The Greek reaction was entirely natural and the force of their protests fully justified, given that Macedonians from Greek Macedonia constituted a considerable proportion of the Greek communities in the host countries. These emigrants were proud of their homeland and its history - as are Greeks from all the other parts of the country - they set up Macedonian associations and federations (such as the Panmacedonian Associations of the USA, Canada and Australia), and gave prominence to their local Macedonian customs, songs and dances. How could they ever have imagined that anyone would call into question their national heritage or -still worse - forbid them even to use their own name, Macedonians?

This confusion was further intensified by the fact that among the emigrants were a few thousand Slav-speakers from Greek Macedonia. Some of these people - for reasons that have to be traced chiefly to the period 1940-50 - had embraced the 'Macedonian' national ideology. However, having been born in Greece and spent their childhoods there, they did not wish to lose the reflected cultural glory of descent from the Ancient Macedonians and Kings Philip and Alexander. As a result, they resorted to a theory of their own about the origins of today's 'Macedonians' - a theory which was even more conceptually ambitious than the myths invented by the historians of Skopje. They claimed that today's 'Macedonians' are a peculiar blend of nation which in the course of its history has thrown up great historical figures as diverse as Alexander the Great, Czar Samuel (of the Bulgarians) the Byzantine Emperors of the Macedonian dynasty, the Greek freedom fighters Karatasos and Gatsos (who were active in Macedonia during the Greek War of Independence of 1821), the Bulgarian leaders of the 1903 Ilinden rising (among them Goce Deltsev and Yanne Sandaski), the founders of the Socialist Republic of Macedonia of 1944 and the organisers of the Slavo-Macedonian movement in Greek Macedonia during the period 1943- 49.

There was no danger of this theory being challenged since in the multicultural societies in which it was developed, absolute ignorance of history went hand-in-hand with absolute toleration. The watchword "you are what you say you are" covered even the most peculiar tales. Thus it is not an exaggeration to say that in the host countries there began to appear a mongrel pattern in which the ancient Macedonian, medieval Slavic and contemporary Balkan historical heritages were all jumbled up, and a new 'Macedonian' identity began to gain ground. It would not be running too great a risk of absurdity to call this identity the 'Canado-Macedonian' or 'Australo-Macedonian' theory. However, the emotional charge created by semi-ignorance and the cleverly engineered nationalism instilled by the various missionaries sent out by Skopje to centres of immigration led, inevitably, to extreme behaviour.

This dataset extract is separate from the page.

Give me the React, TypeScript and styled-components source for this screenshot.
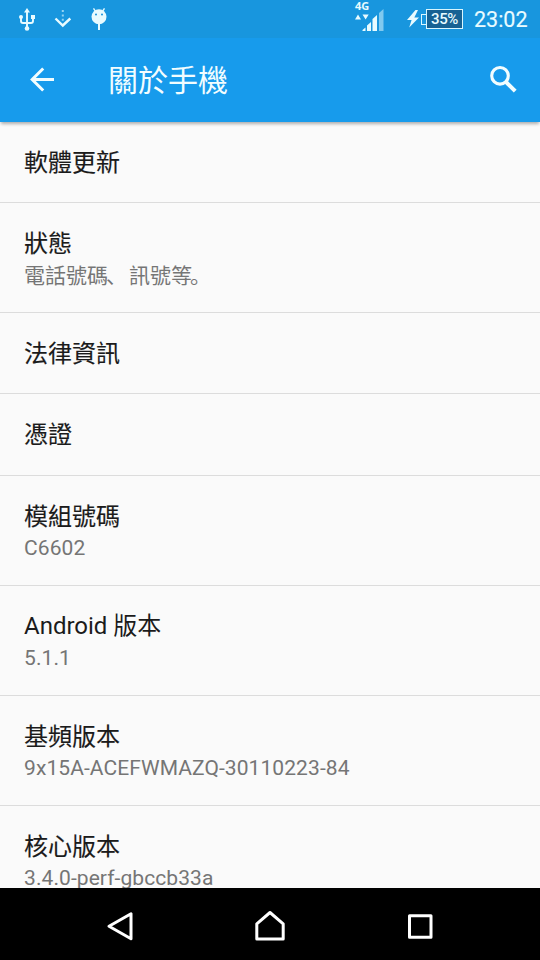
import React from 'react';
import styled, { createGlobalStyle } from 'styled-components';

const GlobalStyle = createGlobalStyle`
  html, body { margin: 0; padding: 0; background: #000; }
  * { box-sizing: border-box; }
`;

const Screen = styled.div`
  width: 540px;
  height: 960px;
  display: flex;
  flex-direction: column;
  overflow: hidden;
  background: #fafafa;
  font-family: Roboto, 'Noto Sans CJK TC', sans-serif;
`;

const StatusBar = styled.header`
  flex: none;
  height: 38px;
  display: flex;
  align-items: flex-start;
  justify-content: space-between;
  background: #1896de;
  color: #e8fbff;
`;

const StatusIcons = styled.div`
  display: flex;
`;

const StatusGroup = styled.div`
  display: flex;
  align-items: flex-start;
  padding-right: 12px;
`;

const Signal = styled.div`
  width: 34px;
  height: 34px;
  margin-right: 17px;
  display: flex;
  flex-direction: column;
`;

const NetworkLabel = styled.span`
  height: 11px;
  font: 700 11px/11px 'Noto Sans', sans-serif;
`;

const Battery = styled.div`
  display: flex;
  align-items: center;
  margin: 9px 11px 0 0;
`;

const BatteryTip = styled.div`
  width: 5px;
  height: 11px;
  border: 1.5px solid #d8f6ff;
  border-right: 0;
`;

const BatteryBody = styled.div`
  width: 37px;
  height: 20px;
  border: 1px solid #d8f6ff;
  background: #176293;
  text-align: center;
  font: 500 15px/18px Roboto, sans-serif;
  letter-spacing: -0.4px;
`;

const Clock = styled.span`
  margin-top: 8px;
  width: 54px;
  font-size: 21.5px;
  line-height: 24px;
  white-space: nowrap;
  -webkit-text-stroke: 0.15px currentColor;
`;

const AppBar = styled.nav`
  flex: none;
  height: 84px;
  display: flex;
  align-items: center;
  padding: 0 20px 0 24px;
  background: #179bec;
  color: #f2fdff;
  box-shadow: 0 3px 3px -1px rgba(0, 0, 0, 0.3);
  z-index: 1;
`;

const IconButton = styled.button`
  display: flex;
  padding: 0;
  border: 0;
  background: none;
  color: inherit;
`;

const PageTitle = styled.h1`
  flex: 1;
  margin: 2px 0 0 48px;
  font-size: 30px;
  line-height: 40px;
  font-weight: 400;
`;

const SettingsList = styled.main`
  flex: 1;
  min-height: 0;
  overflow: hidden;
`;

const SettingRow = styled.section<{ $height: number }>`
  height: ${(p) => p.$height}px;
  padding: 22px 24px 0;
  border-bottom: 1px solid #dcdcdc;
  white-space: nowrap;
`;

const RowTitle = styled.h2<{ $mixed?: boolean }>`
  height: 36px;
  margin: 0;
  padding-top: ${(p) => (p.$mixed ? 0 : 1)}px;
  color: #1b1b1b;
  font-size: 24px;
  line-height: 36px;
  font-weight: 400;
  -webkit-text-stroke: ${(p) => (p.$mixed ? 0 : 0.15)}px currentColor;
`;

const RowSummary = styled.p<{ $cjk?: boolean }>`
  margin: ${(p) => (p.$cjk ? '-1px' : '0')} 0 0;
  color: #757575;
  font-size: 21px;
  letter-spacing: ${(p) => (p.$cjk ? 0 : 0.08)}px;
  line-height: 28px;
`;

const Punctuation = styled.span`
  margin: 0 2px 0 -2px;
  font-family: 'Noto Sans CJK SC', sans-serif;
`;

const NavigationBar = styled.footer`
  flex: none;
  height: 72px;
  display: flex;
  justify-content: center;
  align-items: center;
  gap: 110px;
  padding-top: 4px;
  background: #000;
  color: #fff;
`;

interface Setting {
  title: string;
  height: number;
  cjk?: boolean;
  mixed?: boolean;
  summary?: React.ReactNode;
}

const settings: Setting[] = [
  { title: '軟體更新', height: 81 },
  {
    title: '狀態',
    height: 110,
    cjk: true,
    summary: (
      <>
        電話號碼<Punctuation lang="zh-CN">、</Punctuation>訊號等<Punctuation lang="zh-CN">。</Punctuation>
      </>
    ),
  },
  { title: '法律資訊', height: 81 },
  { title: '憑證', height: 82 },
  { title: '模組號碼', height: 110, summary: 'C6602' },
  { title: 'Android 版本', height: 110, mixed: true, summary: '5.1.1' },
  { title: '基頻版本', height: 110, summary: '9x15A-ACEFWMAZQ-30110223-84' },
  { title: '核心版本', height: 110, summary: '3.4.0-perf-gbccb33a' },
];

const NotificationIcons = () => (
  <svg width="120" height="38" viewBox="0 0 120 38" fill="none" stroke="currentColor">
    <g strokeWidth="1.9">
      <path d="M27 11V29M21 18v3q0 2 2 2h8q2 0 2-2v-3" />
      <path d="M27 8l3 4.5h-6z" fill="currentColor" stroke="none" />
      <circle cx="27" cy="28.5" r="2.3" fill="currentColor" stroke="none" />
      <circle cx="21" cy="17" r="2" fill="currentColor" stroke="none" />
      <path d="M31 15h4v4h-4z" fill="currentColor" stroke="none" />
    </g>
    <path d="M62.8 10v11" strokeWidth="2" strokeDasharray="2 2.4" opacity=".6" />
    <path d="M55.5 18.5l7.3 7 7.5-7" strokeWidth="2.4" />
    <circle cx="99" cy="16.8" r="7.5" fill="currentColor" stroke="none" />
    <path d="M93.5 8.3l2 3M104.5 8.3l-2 3" strokeWidth="1.4" />
    <path d="M99 23v7" strokeWidth="2" />
    <circle cx="96" cy="14.5" r="1" fill="#1992da" stroke="none" />
    <circle cx="102" cy="14.5" r="1" fill="#1992da" stroke="none" />
  </svg>
);

const SignalIcon = () => (
  <svg width="34" height="23" viewBox="0 0 34 23" fill="currentColor" overflow="visible">
    <path d="M0 8.5l3-5L6 8.5zM7.5 3.5h6.2L10.6 8.5z" />
    <path d="M7.5 20v-1l3-2.5V20zM12 20v-5.5l4-3.5V20zM17.5 20V8l4.5-4v16z" />
    <path d="M24 20V2L28.5-2v22z" opacity=".5" />
  </svg>
);

const App: React.FC = () => (
  <>
    <GlobalStyle />
    <Screen lang="zh-TW">
      <StatusBar>
        <StatusIcons>
          <NotificationIcons />
        </StatusIcons>
        <StatusGroup>
          <Signal>
            <NetworkLabel>4G</NetworkLabel>
            <SignalIcon />
          </Signal>
          <svg width="15" height="38" viewBox="0 0 15 38" fill="currentColor">
            <path d="M9.5 10L1 20h4.6L3.2 27.5 13 17.4H8.3L12 10z" />
          </svg>
          <Battery>
            <BatteryTip />
            <BatteryBody>35%</BatteryBody>
          </Battery>
          <Clock>23:02</Clock>
        </StatusGroup>
      </StatusBar>
      <AppBar>
        <IconButton aria-label="返回">
          <svg width="36" height="36" viewBox="0 0 36 36" fill="none" stroke="currentColor" strokeWidth="3">
            <path d="M30 17.5H8M19.2 6.5L8.2 17.5l11 11" />
          </svg>
        </IconButton>
        <PageTitle>關於手機</PageTitle>
        <IconButton aria-label="搜尋">
          <svg width="32" height="32" viewBox="0 0 32 32" fill="none" stroke="currentColor">
            <circle cx="12" cy="11.8" r="8.3" strokeWidth="3.1" />
            <path d="M18 18l9.2 9.2" strokeWidth="4" />
          </svg>
        </IconButton>
      </AppBar>
      <SettingsList>
        {settings.map((item) => (
          <SettingRow key={item.title} $height={item.height}>
            <RowTitle $mixed={item.mixed}>{item.title}</RowTitle>
            {item.summary && <RowSummary $cjk={item.cjk}>{item.summary}</RowSummary>}
          </SettingRow>
        ))}
      </SettingsList>
      <NavigationBar>
        <IconButton aria-label="上一頁">
          <svg width="40" height="40" viewBox="0 0 40 40" fill="none" stroke="currentColor" strokeWidth="3" strokeLinejoin="round">
            <path d="M31 7.8v25L9 20.3z" />
          </svg>
        </IconButton>
        <IconButton aria-label="主畫面">
          <svg width="40" height="40" viewBox="0 0 40 40" fill="none" stroke="currentColor" strokeWidth="3" strokeLinejoin="round">
            <path d="M6.8 33V17.8L20 6.5l13.2 11.3V33z" />
          </svg>
        </IconButton>
        <IconButton aria-label="最近使用">
          <svg width="40" height="40" viewBox="0 0 40 40" fill="none" stroke="currentColor" strokeWidth="3" strokeLinejoin="round">
            <path d="M9.5 9.7h21.5v21.5h-21.5z" />
          </svg>
        </IconButton>
      </NavigationBar>
    </Screen>
  </>
);

export default App;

Among the characteristic examples of this were the public demonstrations of Slavo-Macedonians against the Ist International Academic Congress on Macedonia held in Melbourne in February 1988 and organised by the Greek Institute for Macedonian Studies of Melbourne, and the protests against the unique exhibition of archaeological finds from Ancient Macedonia which the Greek Ministry of Culture sent on tour round various Australian cities in November 1988. In both cases it was clear that the Slavo-Macedonian protests were the result of the fact that the Greeks had 'dared' to use the name Macedonia and to exhibit Macedonian cultural treasures.